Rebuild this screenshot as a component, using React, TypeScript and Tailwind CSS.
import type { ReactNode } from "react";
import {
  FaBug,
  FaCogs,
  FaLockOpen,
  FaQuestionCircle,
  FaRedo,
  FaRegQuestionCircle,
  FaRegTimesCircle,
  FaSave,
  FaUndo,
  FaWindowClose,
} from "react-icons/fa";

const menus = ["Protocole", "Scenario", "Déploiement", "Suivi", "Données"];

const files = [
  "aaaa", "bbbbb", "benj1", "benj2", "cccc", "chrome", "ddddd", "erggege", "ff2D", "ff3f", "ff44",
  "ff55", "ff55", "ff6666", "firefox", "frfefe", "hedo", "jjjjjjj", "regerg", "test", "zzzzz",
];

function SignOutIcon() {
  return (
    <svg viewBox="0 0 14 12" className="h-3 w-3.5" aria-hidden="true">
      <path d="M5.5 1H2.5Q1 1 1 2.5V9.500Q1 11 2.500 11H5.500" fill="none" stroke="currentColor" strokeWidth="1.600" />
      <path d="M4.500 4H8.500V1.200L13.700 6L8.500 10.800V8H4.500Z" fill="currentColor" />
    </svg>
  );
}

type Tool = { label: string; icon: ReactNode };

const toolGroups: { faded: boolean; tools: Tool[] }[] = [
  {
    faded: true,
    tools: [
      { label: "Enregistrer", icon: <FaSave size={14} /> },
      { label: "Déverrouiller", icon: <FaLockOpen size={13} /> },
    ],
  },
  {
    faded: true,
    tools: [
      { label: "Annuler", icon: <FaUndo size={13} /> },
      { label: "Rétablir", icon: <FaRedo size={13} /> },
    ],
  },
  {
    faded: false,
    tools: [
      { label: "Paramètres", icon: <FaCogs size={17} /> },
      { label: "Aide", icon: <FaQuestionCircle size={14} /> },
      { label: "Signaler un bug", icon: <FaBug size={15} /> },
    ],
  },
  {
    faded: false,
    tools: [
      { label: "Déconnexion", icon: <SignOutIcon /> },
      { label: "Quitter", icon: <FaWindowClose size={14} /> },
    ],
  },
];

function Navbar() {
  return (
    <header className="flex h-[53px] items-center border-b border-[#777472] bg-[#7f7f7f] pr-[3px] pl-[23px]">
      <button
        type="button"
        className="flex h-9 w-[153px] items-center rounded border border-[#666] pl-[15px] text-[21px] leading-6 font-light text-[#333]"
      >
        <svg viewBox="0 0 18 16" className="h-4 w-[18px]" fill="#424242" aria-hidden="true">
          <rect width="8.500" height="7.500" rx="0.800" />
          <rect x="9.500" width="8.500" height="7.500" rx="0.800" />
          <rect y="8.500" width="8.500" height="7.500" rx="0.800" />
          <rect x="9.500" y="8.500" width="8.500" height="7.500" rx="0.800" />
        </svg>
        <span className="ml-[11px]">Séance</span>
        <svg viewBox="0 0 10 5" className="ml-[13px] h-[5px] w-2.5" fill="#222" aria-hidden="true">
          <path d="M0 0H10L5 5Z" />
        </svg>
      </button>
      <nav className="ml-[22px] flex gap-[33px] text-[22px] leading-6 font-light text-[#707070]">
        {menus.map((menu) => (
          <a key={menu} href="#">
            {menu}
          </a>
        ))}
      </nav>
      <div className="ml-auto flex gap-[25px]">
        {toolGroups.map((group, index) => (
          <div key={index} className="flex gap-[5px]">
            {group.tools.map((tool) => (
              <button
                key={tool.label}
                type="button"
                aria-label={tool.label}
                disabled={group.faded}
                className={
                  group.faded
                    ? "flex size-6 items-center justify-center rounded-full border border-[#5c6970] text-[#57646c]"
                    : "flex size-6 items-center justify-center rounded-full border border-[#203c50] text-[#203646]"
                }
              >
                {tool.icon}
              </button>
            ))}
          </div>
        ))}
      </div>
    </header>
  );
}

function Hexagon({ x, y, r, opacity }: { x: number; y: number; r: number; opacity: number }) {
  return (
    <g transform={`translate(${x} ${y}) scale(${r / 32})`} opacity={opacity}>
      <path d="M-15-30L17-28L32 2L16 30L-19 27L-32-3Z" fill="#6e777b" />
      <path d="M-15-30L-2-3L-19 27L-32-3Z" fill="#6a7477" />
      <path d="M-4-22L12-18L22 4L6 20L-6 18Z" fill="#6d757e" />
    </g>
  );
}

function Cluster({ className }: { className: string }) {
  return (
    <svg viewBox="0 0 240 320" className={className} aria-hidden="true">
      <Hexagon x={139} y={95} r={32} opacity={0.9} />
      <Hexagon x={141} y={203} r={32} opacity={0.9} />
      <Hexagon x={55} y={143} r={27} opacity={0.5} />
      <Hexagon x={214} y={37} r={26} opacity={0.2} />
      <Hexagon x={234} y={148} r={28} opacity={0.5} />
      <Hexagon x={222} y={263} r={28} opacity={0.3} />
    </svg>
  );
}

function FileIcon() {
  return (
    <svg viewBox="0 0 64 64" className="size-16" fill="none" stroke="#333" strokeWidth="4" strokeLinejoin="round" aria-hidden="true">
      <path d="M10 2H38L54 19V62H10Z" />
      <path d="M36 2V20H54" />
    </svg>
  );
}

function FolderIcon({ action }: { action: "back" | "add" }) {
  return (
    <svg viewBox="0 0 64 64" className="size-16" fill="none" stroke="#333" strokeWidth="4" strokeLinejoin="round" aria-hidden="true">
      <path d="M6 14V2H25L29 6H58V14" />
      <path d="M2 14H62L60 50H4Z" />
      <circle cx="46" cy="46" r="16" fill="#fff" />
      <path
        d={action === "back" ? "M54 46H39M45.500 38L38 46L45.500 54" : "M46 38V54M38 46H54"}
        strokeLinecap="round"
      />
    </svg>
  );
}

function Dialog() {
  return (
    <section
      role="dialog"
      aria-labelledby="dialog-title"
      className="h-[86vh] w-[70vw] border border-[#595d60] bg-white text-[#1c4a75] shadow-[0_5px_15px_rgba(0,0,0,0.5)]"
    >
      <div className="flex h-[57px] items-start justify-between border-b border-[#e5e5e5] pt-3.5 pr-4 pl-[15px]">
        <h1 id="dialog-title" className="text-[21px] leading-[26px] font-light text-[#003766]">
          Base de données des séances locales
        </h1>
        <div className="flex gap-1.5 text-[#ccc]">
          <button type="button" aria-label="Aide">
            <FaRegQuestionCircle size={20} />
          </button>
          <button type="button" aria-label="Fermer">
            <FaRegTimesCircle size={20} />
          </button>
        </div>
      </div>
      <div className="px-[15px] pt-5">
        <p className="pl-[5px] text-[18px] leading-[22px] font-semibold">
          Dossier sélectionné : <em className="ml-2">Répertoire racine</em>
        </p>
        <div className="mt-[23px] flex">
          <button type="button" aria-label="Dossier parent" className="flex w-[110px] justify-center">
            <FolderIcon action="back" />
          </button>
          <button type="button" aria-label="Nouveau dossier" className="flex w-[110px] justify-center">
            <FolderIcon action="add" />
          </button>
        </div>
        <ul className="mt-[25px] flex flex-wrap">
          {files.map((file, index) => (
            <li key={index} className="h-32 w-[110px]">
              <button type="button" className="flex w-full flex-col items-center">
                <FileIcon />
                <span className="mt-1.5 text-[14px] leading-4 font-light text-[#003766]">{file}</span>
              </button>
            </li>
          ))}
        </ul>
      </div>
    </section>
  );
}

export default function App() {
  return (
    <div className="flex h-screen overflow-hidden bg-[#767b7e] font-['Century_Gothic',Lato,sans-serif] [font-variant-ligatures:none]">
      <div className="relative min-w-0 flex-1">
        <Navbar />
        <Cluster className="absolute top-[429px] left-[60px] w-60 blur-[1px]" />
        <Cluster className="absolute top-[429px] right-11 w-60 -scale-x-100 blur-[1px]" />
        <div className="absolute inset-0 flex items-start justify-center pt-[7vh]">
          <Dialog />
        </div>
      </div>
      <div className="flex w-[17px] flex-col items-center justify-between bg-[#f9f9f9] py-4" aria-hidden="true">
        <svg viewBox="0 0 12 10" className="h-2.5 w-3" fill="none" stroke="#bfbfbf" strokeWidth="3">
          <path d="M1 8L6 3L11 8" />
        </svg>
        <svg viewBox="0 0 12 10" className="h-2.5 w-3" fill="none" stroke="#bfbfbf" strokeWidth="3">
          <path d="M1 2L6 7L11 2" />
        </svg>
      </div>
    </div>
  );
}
_____
*WHAT YOU WILL DO*: Only the lines from the beginning of the material to the line containing "string; icon: ReactNode" should be echoed, verbatim and in full.

*REPLY TO THE EXERCISE*:
Rebuild this screenshot as a component, using React, TypeScript and Tailwind CSS.
import type { ReactNode } from "react";
import {
  FaBug,
  FaCogs,
  FaLockOpen,
  FaQuestionCircle,
  FaRedo,
  FaRegQuestionCircle,
  FaRegTimesCircle,
  FaSave,
  FaUndo,
  FaWindowClose,
} from "react-icons/fa";

const menus = ["Protocole", "Scenario", "Déploiement", "Suivi", "Données"];

const files = [
  "aaaa", "bbbbb", "benj1", "benj2", "cccc", "chrome", "ddddd", "erggege", "ff2D", "ff3f", "ff44",
  "ff55", "ff55", "ff6666", "firefox", "frfefe", "hedo", "jjjjjjj", "regerg", "test", "zzzzz",
];

function SignOutIcon() {
  return (
    <svg viewBox="0 0 14 12" className="h-3 w-3.5" aria-hidden="true">
      <path d="M5.5 1H2.5Q1 1 1 2.5V9.500Q1 11 2.500 11H5.500" fill="none" stroke="currentColor" strokeWidth="1.600" />
      <path d="M4.500 4H8.500V1.200L13.700 6L8.500 10.800V8H4.500Z" fill="currentColor" />
    </svg>
  );
}

type Tool = { label: string; icon: ReactNode };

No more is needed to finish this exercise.